A few sewing techniques that aren't common knowledge can make a difference in how hems on towels turn out. After taking so much time designing a beautiful towel, the goal is to have a hem that is equally attractive.
The techniques I use avoid some common complaints such as flared hems, rippling hems, and weft threads unraveling or poking out from the ends of the hems.
The first thing I do is serge apart my group of towels before wet finishing, leaving a thread tail of about 1 1/2" - 2" at each end. Serger chains tend to unravel, so an overhand knot on the chain somewhere will allow the chain to stay intact during wet finishing. Many of the machine stitches on a sewing machine will work also if a serger isn't available, but the ends should be very secure so the weft doesn't unravel.
Wet finish using standard instructions for your yarn type. Dry and steam press.
Pull the tail onto the first hem crease, pulling a tiny corner of the towel into the hem.
Pick a thread color that is the least conspicuous when placed across the cloth and thread the sewing machine.
Do not sew over pins, unless you like to fix snagged warp or weft threads, purchase new needles or to pay for your machine to be timed again.
If you don't have a lot of control of your machine speed, you may want to use something other than your finger to do the pushing.
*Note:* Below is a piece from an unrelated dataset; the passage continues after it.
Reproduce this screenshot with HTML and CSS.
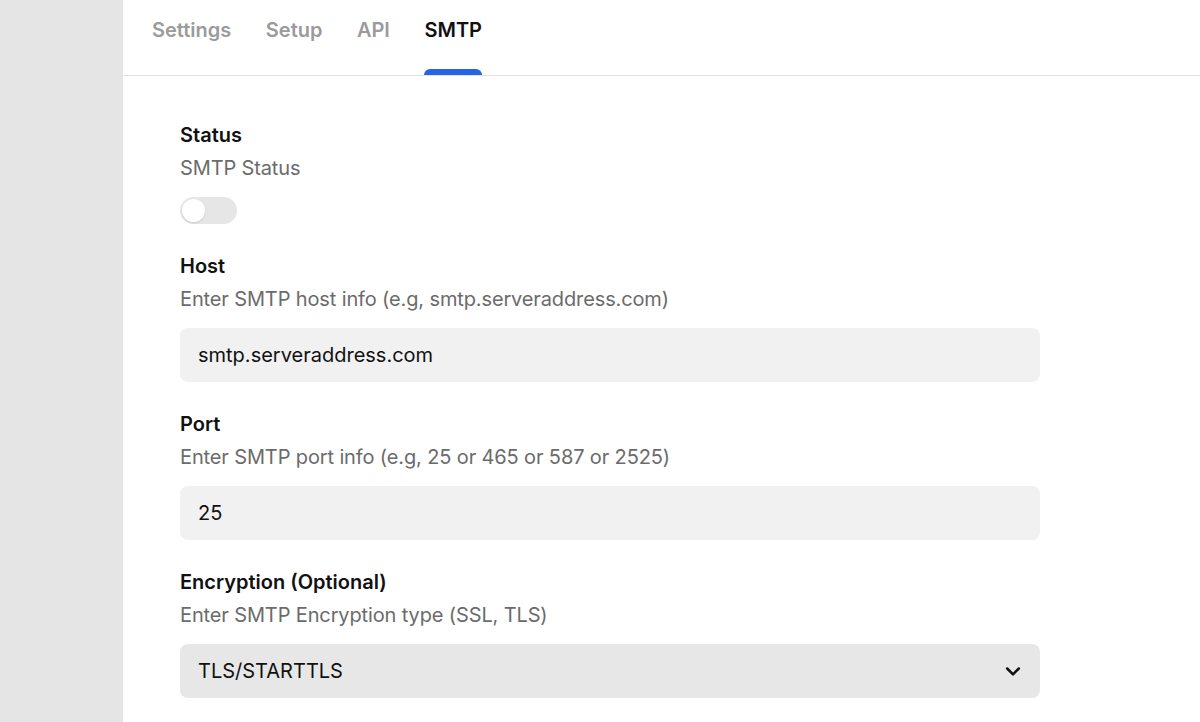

Pierced fingertips will leave blood on your pretty towel!
Remove pins before you get to them, keeping stripes or pattern aligned until the other end of the hem is reached.
As you get close to the end, the beginning process will be repeated. If you didn't turn in the other chain and tiny corner when turning up the hem, do so now.
When you reach the end, put the needle down one thread from the edge, pivot, align the edge and sew to the bottom corner, and reverse to the top of the hem.